ラストダンスの結末

ohsugamf102006-07-10

ドイツW杯の決勝をLIVEで見た。毎回決勝戦はLIVEで見ており、サッカーに興味を持った小学校時代の86年メキシコ大会の決勝からかれこれ20年にもなる。

フランスが生んだ稀代のマエストロ、ジダンがこの試合で引退する。晩年はスピードと体力に衰えが目立つものの、ここ10数年の間では、間違いなく世界最高のテクニックと戦術眼を持った選手である。相手は堅守を誇るイタリアであり、メンバーを見るとややイタリア有利っぽいが、ジダンがいるだけで何とかなりそうな気がしてしまう。フランスも守備が堅いだけに、お互い少ないチャンスを如何に生かすかにかかっていた。

まずは、フランスがチャンスを得る。
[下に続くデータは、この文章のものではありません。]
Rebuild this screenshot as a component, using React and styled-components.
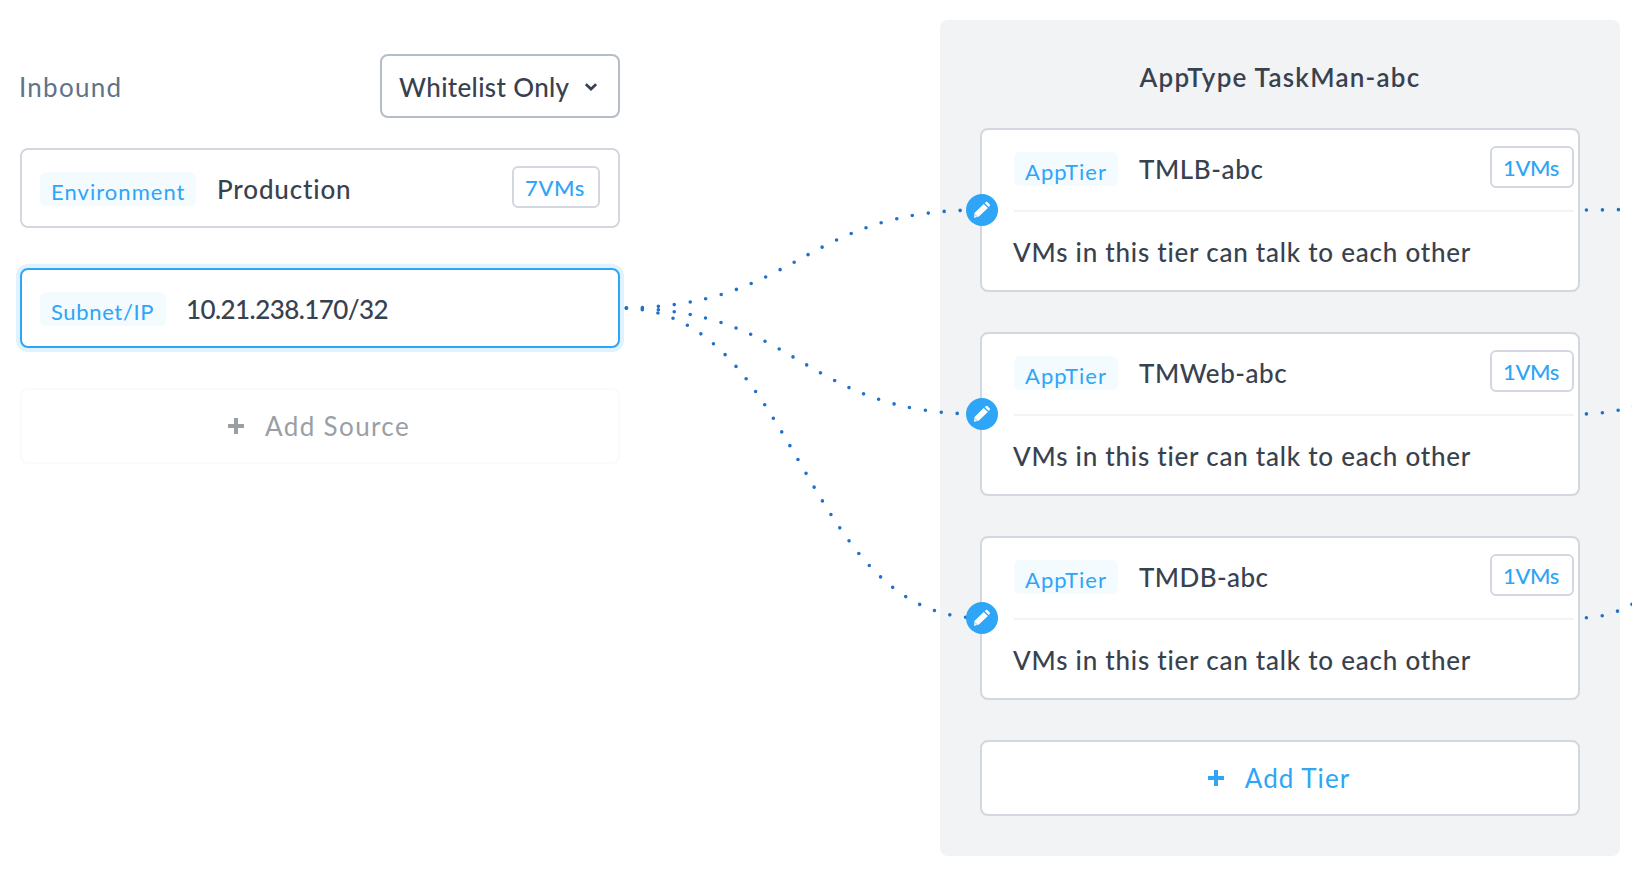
import React from 'react';
import styled, { createGlobalStyle, css } from 'styled-components';

const color = {
  ink: '#38424f',
  muted: '#627288',
  blue: '#2ea5f6',
  dot: '#2270c8',
  line: '#d3d7df',
  surface: '#f2f3f5',
  tag: '#f3fbff',
};

const GlobalStyle = createGlobalStyle`
  * { box-sizing: border-box; }
  body {
    margin: 0;
    background: #fff;
    font-family: Lato, 'Open Sans', sans-serif;
    font-size: 26px;
    line-height: 32px;
    color: ${color.ink};
    font-variant-ligatures: none;
  }
`;

const Page = styled.main`
  position: relative;
  display: flex;
  justify-content: space-between;
  align-items: flex-start;
  width: 1632px;
  height: 874px;
  padding: 20px 12px 0 20px;
  overflow: hidden;
  white-space: nowrap;
`;

const Inbound = styled.section`
  display: flex;
  flex-direction: column;
  width: 600px;
  padding-top: 34px;
`;

const InboundHeader = styled.header`
  display: flex;
  align-items: center;
  justify-content: space-between;
  margin-bottom: 30px;
`;

const Heading = styled.h2`
  margin: 0 0 0 -1px;
  padding-top: 1px;
  font-size: 26px;
  font-weight: 400;
  letter-spacing: 1.25px;
  color: ${color.muted};
`;

const Select = styled.button`
  display: flex;
  align-items: center;
  justify-content: space-between;
  width: 240px;
  height: 64px;
  padding: 1px 21px 0 17px;
  border: 2px solid #b6bdca;
  border-radius: 8px;
  background: #fff;
  color: inherit;
  font: inherit;
  font-weight: 500;
  letter-spacing: 0.35px;
`;

const cardFrame = css`
  border: 2px solid ${color.line};
  border-radius: 8px;
  background: #fff;
`;

const SourceCard = styled.article`
  ${cardFrame}
  display: flex;
  align-items: center;
  height: 80px;
  padding: 0 18px;
  margin-bottom: 40px;
  ${(p) => p.$selected && css`
    border-color: ${color.blue};
    box-shadow: 0 0 0 4px #dff2fe;
  `}
`;

const Tag = styled.span`
  width: ${(p) => p.$width}px;
  height: 34px;
  margin: 2px 20px 0 0;
  padding: 3px 0 0 11px;
  border-radius: 6px;
  background: ${color.tag};
  color: ${color.blue};
  font-size: 22px;
  line-height: 34px;
  letter-spacing: ${(p) => p.$spacing}px;
`;

const Name = styled.span`
  margin-left: ${(p) => p.$shift ?? 1}px;
  padding-top: 1px;
  font-weight: 500;
  letter-spacing: ${(p) => p.$spacing}px;
`;

const VmCount = styled.span`
  display: flex;
  align-items: center;
  justify-content: center;
  width: ${(p) => p.$width}px;
  height: 42px;
  margin: 0 0 2px auto;
  padding: 1px 2px 0 0;
  border: 2px solid ${color.line};
  border-radius: 6px;
  color: ${color.blue};
  font-size: 22px;
  font-weight: 500;
  letter-spacing: ${(p) => p.$spacing}px;
`;

const AddButton = styled.button`
  ${cardFrame}
  display: flex;
  align-items: center;
  justify-content: center;
  gap: 21px;
  width: 100%;
  height: 76px;
  padding: 0 2px 0 0;
  color: ${color.blue};
  font: inherit;
  letter-spacing: ${(p) => p.$spacing}px;
  ${(p) => p.$disabled && css`
    border-color: #fafafb;
    color: #9a9fa6;
  `}
`;

const Panel = styled.section`
  display: flex;
  flex-direction: column;
  width: 680px;
  height: 836px;
  padding: 41px 40px 0;
  border-radius: 8px;
  background: ${color.surface};
`;

const PanelTitle = styled.h1`
  margin: 0 0 35px;
  font-size: 26px;
  line-height: 32px;
  font-weight: 600;
  letter-spacing: 1.25px;
  text-align: center;
`;

const TierCard = styled.article`
  ${cardFrame}
  position: relative;
  height: 164px;
  padding: 0 4px 0 32px;
  margin-bottom: 40px;
`;

const TierHead = styled.div`
  display: flex;
  align-items: center;
  height: 82px;
  padding-bottom: 4px;
  border-bottom: 2px solid ${color.surface};
`;

const TierRule = styled.p`
  margin: 24px 0 0 -1px;
  font-weight: 500;
  letter-spacing: 0.77px;
`;

const EditButton = styled.button`
  position: absolute;
  z-index: 2;
  left: -16px;
  top: 64px;
  display: flex;
  align-items: center;
  justify-content: center;
  width: 32px;
  height: 32px;
  padding: 0;
  border: 0;
  border-radius: 50%;
  background: ${color.blue};
`;

const Connectors = styled.svg`
  position: absolute;
  z-index: 1;
  inset: 0;
  pointer-events: none;
  fill: none;
  stroke: ${color.dot};
  stroke-width: 3.6;
  stroke-linecap: round;
  stroke-dasharray: 0 16;
  stroke-dashoffset: -6.3;
`;

const PencilIcon = () => (
  <svg width="18" height="18" viewBox="0 0 18 18" fill="#fff">
    <path d="M10.7 2.9 14.9 7 5.6 15.8 1 16.8 1.5 12Z" />
    <path d="M11.7 2.1 13.1 1Q13.7 .6 14.3 1.1L16.8 3.5Q17.3 4.1 16.8 4.7L15.7 6Z" />
    <path d="M2.1 13.7 4 15.6" stroke={color.blue} strokeWidth=".8" />
  </svg>
);

const PlusIcon = () => (
  <svg width="16" height="16" viewBox="0 0 16 16" fill="currentColor">
    <path d="M6 0h4v6h6v4h-6v6H6v-6H0V6h6z" />
  </svg>
);

const ChevronIcon = () => (
  <svg width="12" height="8" viewBox="0 0 12 8" fill="none" stroke="currentColor" strokeWidth="2.8">
    <path d="M.8 1.2 6 6 11.2 1.2" />
  </svg>
);

const tiers = [
  { name: 'TMLB-abc', spacing: 0.6, y: 210 },
  { name: 'TMWeb-abc', spacing: 0.55, y: 414 },
  { name: 'TMDB-abc', spacing: 0.4, y: 618 },
];

const SOURCE_Y = 308;
const TARGET_Y = 188;

export default function App() {
  return (
    <Page>
      <GlobalStyle />
      <Inbound>
        <InboundHeader>
          <Heading>Inbound</Heading>
          <Select>
            Whitelist Only
            <ChevronIcon />
          </Select>
        </InboundHeader>
        <SourceCard>
          <Tag $width={156} $spacing={1.04}>Environment</Tag>
          <Name $spacing={0.85}>Production</Name>
          <VmCount $width={88} $spacing={0.6}>7VMs</VmCount>
        </SourceCard>
        <SourceCard $selected>
          <Tag $width={126} $spacing={0.65}>Subnet/IP</Tag>
          <Name $spacing={-0.57} $shift={0}>10.21.238.170/32</Name>
        </SourceCard>
        <AddButton $disabled $spacing={1.38}>
          <PlusIcon />
          Add Source
        </AddButton>
      </Inbound>
      <Panel>
        <PanelTitle>AppType TaskMan-abc</PanelTitle>
        {tiers.map((tier) => (
          <TierCard key={tier.name}>
            <TierHead>
              <Tag $width={104} $spacing={1.05}>AppTier</Tag>
              <Name $spacing={tier.spacing}>{tier.name}</Name>
              <VmCount $width={84} $spacing={-0.4}>1VMs</VmCount>
            </TierHead>
            <TierRule>VMs in this tier can talk to each other</TierRule>
            <EditButton aria-label="Edit connection">
              <PencilIcon />
            </EditButton>
          </TierCard>
        ))}
        <AddButton $spacing={1.05}>
          <PlusIcon />
          Add Tier
        </AddButton>
      </Panel>
      <Connectors width="1632" height="874">
        {tiers.map(({ name, y }) => (
          <React.Fragment key={name}>
            <path d={`M620 ${SOURCE_Y}C800 ${SOURCE_Y} 800 ${y} 980 ${y}`} />
            <path d={`M1580 ${y}C1760 ${y} 1760 ${TARGET_Y} 1940 ${TARGET_Y}`} />
          </React.Fragment>
        ))}
      </Connectors>
    </Page>
  );
}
イタリアDFマテラッツィのファウルでPKを得て、ジダンが決める。相手MFトッティの得意技「クッケイオ(イタリア語でスプーン=軽く浮かせるキック)」を見せつけた。あのキックをするのは、相当な勇気と正確無比なキックが必要ではあるが、あっさり決めたところは流石の一言。このまま行けば、このPKがジダン伝説のハッピーエンディングになったのに…

しかし、あっさりとCKから同点を許してしまう。決めたのは、DFマテラッツィ。さっきのPKの汚名返上といったところか。ここから一進一退の展開が始まる。相手の持ち味をお互いのDF陣がことごとく潰す。その中でも、特にイタリアDFカンナバーロは絶品。日本のツネ様と大して体格も変わらんのに、アンリ・ジダンといった超一流どころをパワーとテクニックで封じ込める。体が大きくなくても、何とかなることを教えられた。日本DF陣も見習わないとアカンな。


試合は1対1のまま、フランス優勢で延長戦に突入。延長戦後半、事件は起こった。何と、ジダンマテラッツィの胸に頭突きを喰らわせて1発退場。突然キレる癖は直らなかったみたいね。何か侮辱的な言葉を投げ掛けられての反撃みたいだけど、これでジダンの現役引退が決まったと同時に、フランスの優勝も遠のいてしまう。ジダンあってのチームだけに、いないと普通のチームになってしまう。結局PK戦の末、イタリアが24年ぶり4回目のW杯制覇となった。

大会総論は後日書くとして、なんかすっきりしない決勝戦となってしまったね。頭突きのシーンでは、全世界の人が「ジダン、何やってんの!?」って思ったことに違いない。このシーンで、ジダンの栄光に彩られたキャリアが完全に色あせたという評論家もいるけれど、オレはそうは思わない。マラドーナだってコカインやるわ禁止薬物飲んでW杯追放されたけど、未だにサッカー界ではスーパースターだし。何年かたって「あ〜、そういやそんな事あったね〜」ってなると思う。今だけじゃないの、騒ぐのって。

また、大会MVPはジダンが選出されたけど、これは異論あり。どう考えてもイタリアのカンナバーロだろ。今大会の失点は、OGとPKの2点のみ。と、いうことは流れの中で相手から点を取られてないし、その中心がカンナバーロだった。おまけに1枚もイエローカード貰ってないんだわ、これが。凄いよな〜。何で?という感じ。

それにしてもこの頭突き、マラドーナの「神の手ゴール」ぐらいのインパクトあるわ。